Hawa (2018) for orchestra - ca. 10'
1 1 1 1 - 2 1 1 0 - 2perc - hp - str
Written for the Illinois Philharmonic Orchestra as part of its inaugural Classical Evolve Composer Competition
Premiered May 8, 2018: Illinois Philharmonic Orchestra conducted by Stilian Kirov at Ozinga Chapel on the campus of Trinity Christian College in Palos Heights, IL
Hawa, or ‘air,’ in Arabic, is in a sense a play on the word for the Western musical form typically composed for vocal-centric compositions, though also often employed in purely instrumental works. This composition seeks to expound on one melody, which is mainly orchestrated for the strings, that encompasses the entire work, beginning with just a few of the most important pitches that appear most often in the ensuing material.

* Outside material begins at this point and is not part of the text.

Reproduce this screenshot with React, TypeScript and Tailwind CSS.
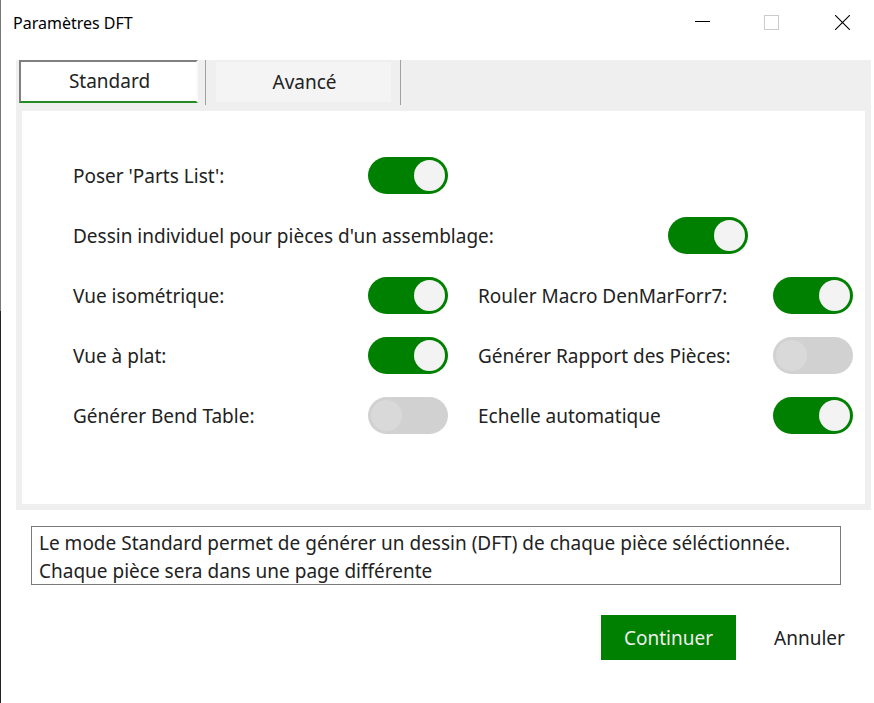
import { useId, useState } from "react";

type OptionProps = {
  label: string;
  initial?: boolean;
  wide?: boolean;
};

function Option({ label, initial = false, wide = false }: OptionProps) {
  const id = useId();
  const [on, setOn] = useState(initial);
  return (
    <div className={wide ? "col-span-2 flex items-center" : "flex items-center"}>
      <label htmlFor={id} className={wide ? "w-[595px] shrink-0 pt-0.5 whitespace-nowrap" : "w-[295px] shrink-0 pt-0.5 whitespace-nowrap"}>
        {label}
      </label>
      <input
        id={id}
        type="checkbox"
        role="switch"
        checked={on}
        onChange={(e) => setOn(e.target.checked)}
        className="flex h-[37px] w-20 shrink-0 appearance-none items-center rounded-full bg-[#d1d1d1] px-[3px] before:block before:size-[31px] before:rounded-full before:bg-[#d9d9d9] checked:justify-end checked:bg-[#008000] checked:before:bg-[#f3f3f3]"
      />
    </div>
  );
}

export default function App() {
  return (
    <div className="flex min-h-screen bg-white font-['Noto_Sans','Open_Sans',sans-serif] text-[19px] leading-7 text-[#222]">
      <div className="flex w-px flex-col">
        <div className="h-[311px] bg-[#777]" />
        <div className="grow bg-[#222]" />
      </div>
      <div className="flex min-w-0 grow flex-col">
        <header className="flex h-[60px] items-start justify-between pl-3">
          <h1 className="pt-[9px] text-[16px] leading-7 text-black">Paramètres DFT</h1>
          <div className="flex pt-[6px]">
            <button aria-label="Réduire" className="flex h-8 w-[68px] items-center justify-center">
              <svg width="15" height="15" viewBox="0 0 15 15" shapeRendering="crispEdges">
                <path d="M0 6.5H15" stroke="#000" />
              </svg>
            </button>
            <button aria-label="Agrandir" disabled className="flex h-8 w-[70px] items-center justify-center">
              <svg width="15" height="15" viewBox="0 0 15 15" fill="none" shapeRendering="crispEdges">
                <rect x=".5" y=".5" width="14" height="14" stroke="#ccc" />
              </svg>
            </button>
            <button aria-label="Fermer" className="mr-[-4px] flex h-8 w-[72px] items-center justify-center">
              <svg width="15" height="15" viewBox="0 0 15 15">
                <path d="M0 0L15 15M15 0L0 15" stroke="#000" strokeWidth="1.1" />
              </svg>
            </button>
          </div>
        </header>

        <section className="mr-[3px] ml-[15px] border-6 border-t-0 border-[#efefef]">
          <div role="tablist" className="-ml-[3px] flex h-[51px] bg-[#efefef]">
            <button
              role="tab"
              aria-selected="true"
              className="h-[43px] w-[179px] border-2 border-t-[#808080] border-r-[#fafafa] border-b-[#228b22] border-l-[#808080] bg-white pl-[2px] leading-[39px]"
            >
              Standard
            </button>
            <span className="ml-[7px] h-[45px] w-px bg-[#a0a0a0]" />
            <button role="tab" aria-selected="false" className="mt-[2px] ml-[10px] h-10 w-[175px] bg-[#f4f4f4] pl-[2px]">
              Avancé
            </button>
            <span className="ml-[9px] h-[45px] w-px bg-[#a0a0a0]" />
          </div>
          <div className="bg-white pt-[34px] pb-[59px] pl-[51px]">
            <div className="grid auto-rows-[60px] grid-cols-[405px_1fr]">
              <Option label="Poser 'Parts List':" initial />
              <span />
              <Option label="Dessin individuel pour pièces d'un assemblage:" initial wide />
              <Option label="Vue isométrique:" initial />
              <Option label="Rouler Macro DenMarForr7:" initial />
              <Option label="Vue à plat:" initial />
              <Option label="Générer Rapport des Pièces:" />
              <Option label="Générer Bend Table:" />
              <Option label="Echelle automatique" initial />
            </div>
          </div>
        </section>

        <textarea
          readOnly
          aria-label="Description du mode"
          rows={2}
          className="mt-4 mr-[33px] ml-[30px] h-[59px] resize-none overflow-hidden border border-[#7a7a7a] px-[7px] pt-[2px] leading-7"
          value={"Le mode Standard permet de générer un dessin (DFT) de chaque pièce séléctionnée.\nChaque pièce sera dans une page différente"}
        />

        <footer className="mt-[30px] flex justify-end gap-[9px]">
          <button className="h-[45px] w-[135px] bg-[#008000] text-[#eee]">Continuer</button>
          <button className="h-[45px] w-[129px]">Annuler</button>
        </footer>
      </div>
    </div>
  );
}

The flute section provides an important structural element, serving as the ‘ghost’ tones for the long melody, almost as if to harken to a distantly related ‘air.’ The epilogue provides a respite of ‘last remarks,’ as if to say farewell to one ‘air,’ which may or may not perhaps lead to another. The work’s scalar vocabulary relies on a series of maqamat, or Arab modes, which informed the selection of pitches on a more personal, sometimes unconscious, level, while the harmony itself follows mainly Western tertian constructs typically employed in much of the repertoire from the nineteenth to early twentieth centuries.